Unfortunately, neither the National Highway Traffic Safety Administration (NHTSA) nor the Insurance Institute for Highway Safety (IIHS) has crash-tested an AMG GT 4-Door yet, so it hasn’t been rated by either institution yet. However, the 2019 E-Class that shares its underbits with the GT 4-Door earned the highest Top Safety Pick+ award from IIHS.
Don’t let the GT 4-Door’s average score in this category fool you. The 53’s engine does a remarkable job providing as much power as it does with a relatively low carbon footprint. The Environmental Protection Agency rates the GT 53 4-Door at 19 miles per gallon in the city, 24 on the highway, and 21 combined. That may not sound impressive, but it is for a super sedan that can reach 60 miles per hour in 4.4 seconds, and based on our experience, those numbers are genuinely achievable in the real world. Premium fuel, however, is a must, not just a recommendation.
The starting price of a Mercedes-AMG GT 53 4-Door, which is the least expensive GT 4-Door available, is $99,000. You can kiss five figures goodbye immediately, though, because the base price does not include a destination charge of $995.
Our GT 53 4-Door tester had an out-the-door price of $127,300 – destination included. Its nearly $30,000 of optional content included big ticket items like a full leather interior ($4,450), that brilliant blue matte paint job ($3,950), bigger 21-inch wheels ($3,450), carbon fiber interior trim ($2,850), AMG performance seats ($2,500), the Driver Assistance package ($2,250), and a performance exhaust system ($1,850). That’s not even the full list of options that run more than $1,000 apiece, but you get the idea: Mercedes’s catalogue of extras isn’t a cheap one to flip through.
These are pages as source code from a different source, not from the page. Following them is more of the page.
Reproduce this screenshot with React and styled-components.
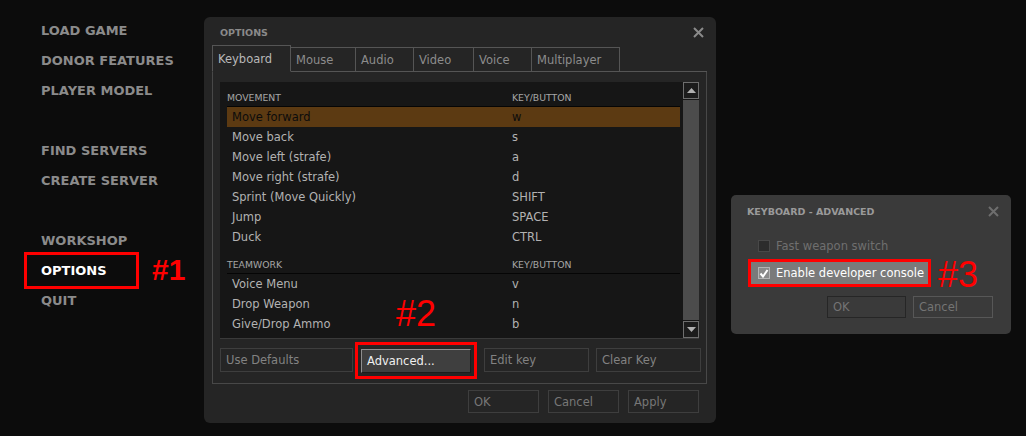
import React from 'react';
import styled, { createGlobalStyle } from 'styled-components';

const GlobalStyle = createGlobalStyle`
  html, body {
    margin: 0;
    padding: 0;
    background: #0c0c0c;
  }
  body {
    font-family: "DejaVu Sans", Verdana, sans-serif;
  }
`

const Page = styled.div`
  width: 1026px;
  height: 436px;
  display: flex;
  align-items: flex-start;
  overflow: hidden;
  background: #0c0c0c;
`

const Menu = styled.div`
  width: 204px;
  box-sizing: border-box;
  padding: 16px 0 0 41px;
  display: flex;
  flex-direction: column;
`

const MenuItem = styled.div`
  position: relative;
  height: 30px;
  line-height: 30px;
  font-weight: bold;
  font-size: 13px;
  white-space: nowrap;
  color: ${p => (p.$active ? '#ffffff' : '#8b8b8b')};
`

const MenuGap = styled.div`
  height: 30px;
`

const MenuMarker = styled.span`
  position: absolute;
  left: -17px;
  top: -4px;
  width: 115px;
  height: 37px;
  box-sizing: border-box;
  border: 3px solid #ff0000;
`

const Tag = styled.span`
  position: absolute;
  left: ${p => p.$left}px;
  top: ${p => p.$top}px;
  font-family: "Liberation Sans", Arial, sans-serif;
  font-size: ${p => p.$size}px;
  line-height: ${p => p.$size}px;
  color: #ff0000;
  white-space: nowrap;
`

const Dialog = styled.div`
  width: 512px;
  height: 406px;
  margin-top: 17px;
  box-sizing: border-box;
  padding: 0 9px 0 8px;
  background: #252525;
  border-radius: 6px;
  display: flex;
  flex-direction: column;
`

const TitleBar = styled.div`
  height: 28px;
  box-sizing: border-box;
  padding: 2px 3px 0 8px;
  display: flex;
  align-items: center;
  justify-content: space-between;
`

const Title = styled.span`
  font-weight: bold;
  font-size: 9.5px;
  color: #8a8a8a;
`

const TabRow = styled.div`
  height: 26px;
  display: flex;
  align-items: flex-end;
  border-bottom: 1px solid #555555;
`

const Tab = styled.div`
  width: ${p => p.$w}px;
  height: ${p => (p.$active ? 27 : 25)}px;
  margin-bottom: -1px;
  box-sizing: border-box;
  padding: 1px 0 0 5px;
  display: flex;
  align-items: center;
  border: 1px solid #555555;
  border-bottom-color: ${p => (p.$active ? '#252525' : '#555555')};
  border-left-width: ${p => (p.$first ? 1 : 0)}px;
  font-size: 11.5px;
  color: ${p => (p.$active ? '#b8b8b8' : '#8c8c8c')};
`

const Panel = styled.div`
  height: 312px;
  box-sizing: border-box;
  padding: 10px 7px 0 7px;
  border: 1px solid #484848;
  border-top: none;
  display: flex;
  flex-direction: column;
`

const List = styled.div`
  height: 257px;
  display: flex;
  background: #161616;
  border-bottom: 1px solid #3a3a3a;
  box-sizing: border-box;
`

const ListBody = styled.div`
  flex: 1;
  padding: 0 3px 0 7px;
`

const SectionHeader = styled.div`
  height: ${p => p.$h}px;
  box-sizing: border-box;
  display: grid;
  grid-template-columns: 285px 1fr;
  align-items: end;
  padding-bottom: 2px;
  line-height: 12px;
  border-bottom: 1px solid #050505;
  font-size: 9.3px;
  color: #a6a6a6;
`

const Row = styled.div`
  height: 20px;
  display: grid;
  grid-template-columns: 280px 1fr;
  align-items: center;
  padding-left: 5px;
  font-size: 11.5px;
  background: ${p => (p.$selected ? '#5c3a12' : 'transparent')};
  color: ${p => (p.$selected ? '#0c0c0c' : '#b2b2b2')};
`

const Scrollbar = styled.div`
  width: 16px;
  display: flex;
  flex-direction: column;
  background: #161616;
`

const ScrollButton = styled.div`
  height: 17px;
  box-sizing: border-box;
  border: 1px solid #6e6e6e;
  background: #1c1c1c;
  display: flex;
  align-items: center;
  justify-content: center;
`

const Thumb = styled.div`
  flex: 1;
  margin: 1px 0;
  background: #4c4c4c;
`

const ButtonRow = styled.div`
  height: 24px;
  margin: 9px -2px 0 0;
  display: flex;
  align-items: center;
`

const Button = styled.div`
  width: ${p => p.$w}px;
  height: ${p => p.$h || 24}px;
  margin-left: ${p => p.$ml || 0}px;
  box-sizing: border-box;
  padding-left: 5px;
  display: flex;
  align-items: center;
  font-size: 11.5px;
  white-space: nowrap;
  border: 1px solid ${p => p.$border || '#3e3e3e'};
  color: ${p => p.$color || '#828282'};
`

const RaisedButton = styled(Button)`
  background: #3f3f3f;
  border-color: #8e8e8e #1c1c1c #1c1c1c #8e8e8e;
  color: #f0f0f0;
`

const Highlight = styled.div`
  position: relative;
  margin-left: ${p => p.$ml || 0}px;
  padding: 4px 3px 3px 3px;
  border: 3px solid #ff0000;
  flex-shrink: 0;
`

const Footer = styled.div`
  height: 23px;
  margin-top: 6px;
  padding-right: 8px;
  display: flex;
  justify-content: flex-end;
  gap: 9px;
`

const Advanced = styled.div`
  width: 280px;
  height: 139px;
  margin: 195px 0 0 15px;
  box-sizing: border-box;
  background: #3a3a3a;
  border-radius: 5px;
  display: flex;
  flex-direction: column;
`

const AdvTitleBar = styled.div`
  height: 32px;
  padding: 0 12px 0 16px;
  display: flex;
  align-items: center;
  justify-content: space-between;
`

const AdvTitle = styled.span`
  font-weight: bold;
  font-size: 9.5px;
  color: #9a9a9a;
`

const CheckList = styled.div`
  padding: 9px 0 0 17px;
  display: flex;
  flex-direction: column;
  gap: 3px;
`

const CheckRow = styled.div`
  height: 20px;
  padding-left: 10px;
  display: flex;
  align-items: center;
  gap: 6px;
  font-size: 11.5px;
  color: #6f6f6f;
`

const CheckHighlight = styled.div`
  position: relative;
  width: 183px;
  height: 28px;
  box-sizing: border-box;
  border: 3px solid #ff0000;
  background: #7a7a7a;
  padding-left: 7px;
  display: flex;
  align-items: center;
  gap: 6px;
  font-size: 11.5px;
  color: #ffffff;
`

const Box = styled.span`
  width: 12px;
  height: 12px;
  box-sizing: border-box;
  flex-shrink: 0;
  display: flex;
  align-items: center;
  justify-content: center;
  border: 1px solid ${p => (p.$checked ? '#b4b4b4' : '#484848')};
  background: ${p => (p.$checked ? '#8a8a8a' : '#2c2c2c')};
`

const AdvButtons = styled.div`
  margin-top: 9px;
  padding-right: 18px;
  display: flex;
  justify-content: flex-end;
  gap: 7px;
`

const Close = ({ color }) => (
  <svg width="11" height="11" viewBox="0 0 11 11">
    <path d="M1 1 L10 10 M10 1 L1 10" stroke={color} strokeWidth="2" />
  </svg>
)

const Arrow = ({ down }) => (
  <svg width="9" height="5" viewBox="0 0 9 5">
    <polygon points={down ? '0,0 9,0 4.5,5' : '0,5 9,5 4.5,0'} fill="#b0b0b0" />
  </svg>
)

const movement = [
  ['Move forward', 'w'],
  ['Move back', 's'],
  ['Move left (strafe)', 'a'],
  ['Move right (strafe)', 'd'],
  ['Sprint (Move Quickly)', 'SHIFT'],
  ['Jump', 'SPACE'],
  ['Duck', 'CTRL'],
]

const teamwork = [
  ['Voice Menu', 'v'],
  ['Drop Weapon', 'n'],
  ['Give/Drop Ammo', 'b'],
]

const tabs = [
  ['Keyboard', 79],
  ['Mouse', 65],
  ['Audio', 58],
  ['Video', 60],
  ['Voice', 58],
  ['Multiplayer', 88],
]

const App = () => {
  return (
    <Page>
      <GlobalStyle />
      <Menu>
        <MenuItem>LOAD GAME</MenuItem>
        <MenuItem>DONOR FEATURES</MenuItem>
        <MenuItem>PLAYER MODEL</MenuItem>
        <MenuGap />
        <MenuItem>FIND SERVERS</MenuItem>
        <MenuItem>CREATE SERVER</MenuItem>
        <MenuGap />
        <MenuItem>WORKSHOP</MenuItem>
        <MenuItem $active>
          <MenuMarker />
          OPTIONS
          <Tag $left={111} $top={-1} $size={30}>#1</Tag>
        </MenuItem>
        <MenuItem>QUIT</MenuItem>
      </Menu>

      <Dialog>
        <TitleBar>
          <Title>OPTIONS</Title>
          <Close color="#8a8a8a" />
        </TitleBar>
        <TabRow>
          {tabs.map(([name, w], i) => (
            <Tab key={name} $w={w} $active={i === 0} $first={i === 0}>{name}</Tab>
          ))}
        </TabRow>
        <Panel>
          <List>
            <ListBody>
              <SectionHeader $h={25}>
                <span>MOVEMENT</span>
                <span>KEY/BUTTON</span>
              </SectionHeader>
              {movement.map(([name, key], i) => (
                <Row key={name} $selected={i === 0}>
                  <span>{name}</span>
                  <span>{key}</span>
                </Row>
              ))}
              <SectionHeader $h={27}>
                <span>TEAMWORK</span>
                <span>KEY/BUTTON</span>
              </SectionHeader>
              {teamwork.map(([name, key]) => (
                <Row key={name}>
                  <span>{name}</span>
                  <span>{key}</span>
                </Row>
              ))}
            </ListBody>
            <Scrollbar>
              <ScrollButton><Arrow /></ScrollButton>
              <Thumb />
              <ScrollButton><Arrow down /></ScrollButton>
            </Scrollbar>
          </List>
          <ButtonRow>
            <Button $w={133}>Use Defaults</Button>
            <Highlight $ml={2}>
              <RaisedButton $w={110}>Advanced...</RaisedButton>
              <Tag $left={38} $top={-49} $size={36}>#2</Tag>
            </Highlight>
            <Button $w={105} $ml={7}>Edit key</Button>
            <Button $w={105} $ml={7}>Clear Key</Button>
          </ButtonRow>
        </Panel>
        <Footer>
          <Button $w={71} $h={23} $color="#777777">OK</Button>
          <Button $w={71} $h={23} $color="#777777">Cancel</Button>
          <Button $w={71} $h={23} $color="#777777">Apply</Button>
        </Footer>
      </Dialog>

      <Advanced>
        <AdvTitleBar>
          <AdvTitle>KEYBOARD - ADVANCED</AdvTitle>
          <Close color="#6e6e6e" />
        </AdvTitleBar>
        <CheckList>
          <CheckRow>
            <Box />
            Fast weapon switch
          </CheckRow>
          <CheckHighlight>
            <Box $checked>
              <svg width="10" height="9" viewBox="0 0 10 9">
                <polyline points="1.5,4.5 4,7.5 8.5,1" fill="none" stroke="#ffffff" strokeWidth="2" />
              </svg>
            </Box>
            Enable developer console
            <Tag $left={187} $top={-5} $size={36}>#3</Tag>
          </CheckHighlight>
        </CheckList>
        <AdvButtons>
          <Button $w={79} $h={22} $border="#262626" $color="#747474">OK</Button>
          <Button $w={80} $h={22} $border="#575757" $color="#747474">Cancel</Button>
        </AdvButtons>
      </Advanced>
    </Page>
  )
}

export default App;
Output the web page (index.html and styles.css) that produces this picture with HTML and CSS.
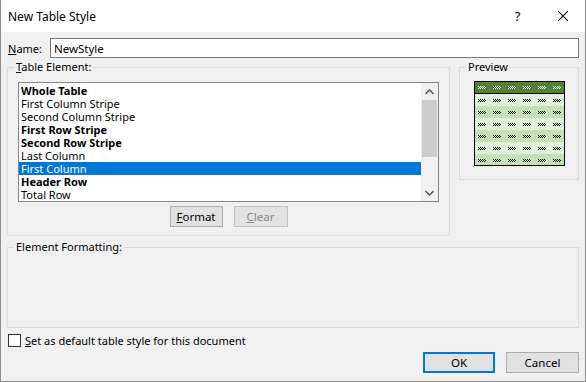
FILE: index.html
```html
<!DOCTYPE html>
<html lang="en">
<head>
    <meta charset="UTF-8">
    <meta name="viewport" content="width=device-width, initial-scale=1.0">
    <title>New Table Style</title>
    <link rel="stylesheet" href="styles.css">
</head>
<body>
    <div class="dialog">
        <div class="titlebar">
            <span class="title">New Table Style</span>
            <span class="caption-btn">?</span>
            <span class="caption-btn">
                <svg width="10" height="10" viewBox="0 0 10 10"><path d="M0 0L10 10M10 0L0 10" stroke="#000" stroke-width="1.1"/></svg>
            </span>
        </div>

        <div class="content">
            <div class="name-row">
                <label class="name-label"><u>N</u>ame:</label>
                <input type="text" class="name-input" value="NewStyle">
            </div>

            <div class="groups">
                <fieldset class="group elements">
                    <legend><u>T</u>able Element:</legend>
                    <div class="listbox">
                        <ul class="items">
                            <li class="bold">Whole Table</li>
                            <li>First Column Stripe</li>
                            <li>Second Column Stripe</li>
                            <li class="bold">First Row Stripe</li>
                            <li class="bold">Second Row Stripe</li>
                            <li>Last Column</li>
                            <li class="selected">First Column</li>
                            <li class="bold">Header Row</li>
                            <li>Total Row</li>
                        </ul>
                        <div class="scrollbar">
                            <div class="arrow">
                                <svg width="9" height="6" viewBox="0 0 9 6"><path d="M0.5 5L4.5 1L8.5 5" fill="none" stroke="#606060" stroke-width="1.6"/></svg>
                            </div>
                            <div class="track"><div class="thumb"></div></div>
                            <div class="arrow">
                                <svg width="9" height="6" viewBox="0 0 9 6"><path d="M0.5 1L4.5 5L8.5 1" fill="none" stroke="#606060" stroke-width="1.6"/></svg>
                            </div>
                        </div>
                    </div>
                    <div class="list-buttons">
                        <button class="btn format"><u>F</u>ormat</button>
                        <button class="btn clear" disabled><u>C</u>lear</button>
                    </div>
                </fieldset>

                <fieldset class="group preview">
                    <legend>Preview</legend>
                    <svg class="preview-table" width="91" height="85" viewBox="0 0 91 85">
                        <defs>
                            <pattern id="mark-dark" width="15" height="3" patternUnits="userSpaceOnUse" x="4">
                                <path d="M0 .5h8M1 1.5h7M0 2.5h8" stroke="#000" stroke-dasharray="1 1"/>
                            </pattern>
                            <pattern id="mark-light" width="15" height="3" patternUnits="userSpaceOnUse" x="4">
                                <path d="M0 .5h8M1 1.5h7M0 2.5h8" stroke="#fff" stroke-dasharray="1 1"/>
                            </pattern>
                        </defs>
                        <rect x="0" y="0" width="91" height="85" fill="#000"/>
                        <rect x="1" y="1" width="89" height="11" fill="#548235"/>
                        <rect x="1" y="13" width="89" height="12" fill="#e2efd9"/>
                        <rect x="1" y="25" width="89" height="12" fill="#c5e0b3"/>
                        <rect x="1" y="37" width="89" height="12" fill="#e2efd9"/>
                        <rect x="1" y="49" width="89" height="12" fill="#c5e0b3"/>
                        <rect x="1" y="61" width="89" height="12" fill="#e2efd9"/>
                        <rect x="1" y="73" width="89" height="11" fill="#c5e0b3"/>
                        <g transform="translate(0,5)"><rect x="4" width="84" height="3" fill="url(#mark-light)"/></g>
                        <g transform="translate(0,18)"><rect x="4" width="84" height="3" fill="url(#mark-dark)"/></g>
                        <g transform="translate(0,30)"><rect x="4" width="84" height="3" fill="url(#mark-dark)"/></g>
                        <g transform="translate(0,42)"><rect x="4" width="84" height="3" fill="url(#mark-dark)"/></g>
                        <g transform="translate(0,54)"><rect x="4" width="84" height="3" fill="url(#mark-dark)"/></g>
                        <g transform="translate(0,66)"><rect x="4" width="84" height="3" fill="url(#mark-dark)"/></g>
                        <g transform="translate(0,78)"><rect x="4" width="84" height="3" fill="url(#mark-dark)"/></g>
                    </svg>
                </fieldset>
            </div>

            <fieldset class="group formatting">
                <legend>Element Formatting:</legend>
                <div class="formatting-body"></div>
            </fieldset>

            <label class="check-row">
                <span class="checkbox"></span>
                <span><u>S</u>et as default table style for this document</span>
            </label>

            <div class="actions">
                <button class="btn ok">OK</button>
                <button class="btn cancel">Cancel</button>
            </div>
        </div>
    </div>
</body>
</html>
```

FILE: styles.css
```css
:root {
    --bg-color: #f0f0f0;
    --text-color: #000;
    --group-border: #dcdcdc;
    --field-border: #7a7a7a;
    --btn-color: #e1e1e1;
    --btn-border: #adadad;
    --accent: #0078d7;
}

* {
    box-sizing: border-box;
}

body {
    margin: 0;
    font-family: "Segoe UI", "Noto Sans", sans-serif;
    font-size: 11px;
    color: var(--text-color);
}

u {
    text-underline-offset: 1px;
}

.dialog {
    width: 586px;
    height: 382px;
    background-color: var(--bg-color);
    border: 1px solid #8f8f8f;
    border-top: none;
    overflow: hidden;
}

/* title bar */
.titlebar {
    height: 32px;
    display: flex;
    align-items: center;
    background-color: #fff;
    padding-left: 7px;
}

.title {
    flex: 1;
    font-size: 12px;
}

.caption-btn {
    width: 45px;
    height: 32px;
    display: flex;
    align-items: center;
    justify-content: center;
    font-size: 13px;
}

/* main area */
.content {
    padding: 0 6px 0 6px;
}

.name-row {
    display: flex;
    align-items: center;
    margin-top: 6px;
    height: 20px;
}

.name-label {
    width: 43px;
    padding-left: 1px;
}

.name-input {
    flex: 1;
    height: 20px;
    border: 1px solid var(--field-border);
    padding: 0 3px;
    font: inherit;
    font-size: 11.5px;
    outline: none;
    background: #fff;
}

.groups {
    display: flex;
    gap: 9px;
    margin-top: 2px;
    align-items: flex-start;
}

.group {
    margin: 0;
    padding: 0;
    border: 1px solid var(--group-border);
    min-width: 0;
}

.group legend {
    margin-left: 6px;
    padding: 0 2px;
    line-height: 14px;
}

.elements {
    width: 443px;
    padding-bottom: 8px;
}

.listbox {
    display: flex;
    width: 421px;
    height: 120px;
    margin: 8px 0 0 10px;
    border: 1px solid #828790;
    background: #fff;
}

.items {
    flex: 1;
    list-style: none;
    margin: 0;
    padding: 1px 0 0 0;
}

.items li {
    height: 13px;
    line-height: 13px;
    padding-left: 2px;
    white-space: nowrap;
}

.items .bold {
    font-weight: bold;
}

.items .selected {
    background-color: var(--accent);
    color: #fff;
}

.scrollbar {
    width: 17px;
    display: flex;
    flex-direction: column;
    background-color: var(--bg-color);
}

.arrow {
    height: 17px;
    display: flex;
    align-items: center;
    justify-content: center;
}

.track {
    flex: 1;
    padding: 0 1px;
}

.thumb {
    height: 57px;
    background-color: #cdcdcd;
}

.list-buttons {
    display: flex;
    justify-content: center;
    gap: 11px;
    width: 421px;
    margin: 4px 0 0 10px;
}

.btn {
    height: 21px;
    padding: 0;
    font: inherit;
    font-size: 11.5px;
    color: var(--text-color);
    background-color: var(--btn-color);
    border: 1px solid var(--btn-border);
}

.format {
    width: 53px;
}

.clear {
    width: 54px;
    color: #8a8a8a;
    background-color: #e3e3e3;
    border-color: #c2c2c2;
}

.preview {
    flex: 1;
    padding-bottom: 13px;
}

.preview-table {
    display: block;
    margin: 7px auto 0;
}

.formatting {
    margin-top: 4px;
}

.formatting-body {
    height: 73px;
}

.check-row {
    display: flex;
    align-items: center;
    gap: 4px;
    margin-top: 6px;
    height: 13px;
    padding-left: 1px;
}

.checkbox {
    width: 13px;
    height: 13px;
    border: 1px solid #333;
    background: #fff;
}

.actions {
    display: flex;
    justify-content: flex-end;
    gap: 11px;
    margin-top: 5px;
}

.ok {
    width: 72px;
    border: 2px solid var(--accent);
}

.cancel {
    width: 73px;
}
```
What’s most interesting about the GT 4-Door’s pricing is that it begins where pricing for the similar CLS-Class ends. The CLS-Class comes in three flavors, the most expensive being the AMG CLS 53 that has the same powertrain as the GT 53 4-Door but at a much lower starting price of $79,900. Loaded to the hilt, though, the AMG CLS 53 can crest $115,000. So what’s the GT 53 4-Door’s closet competitor? An equally powerful and similarly equipped AMG CLS 53.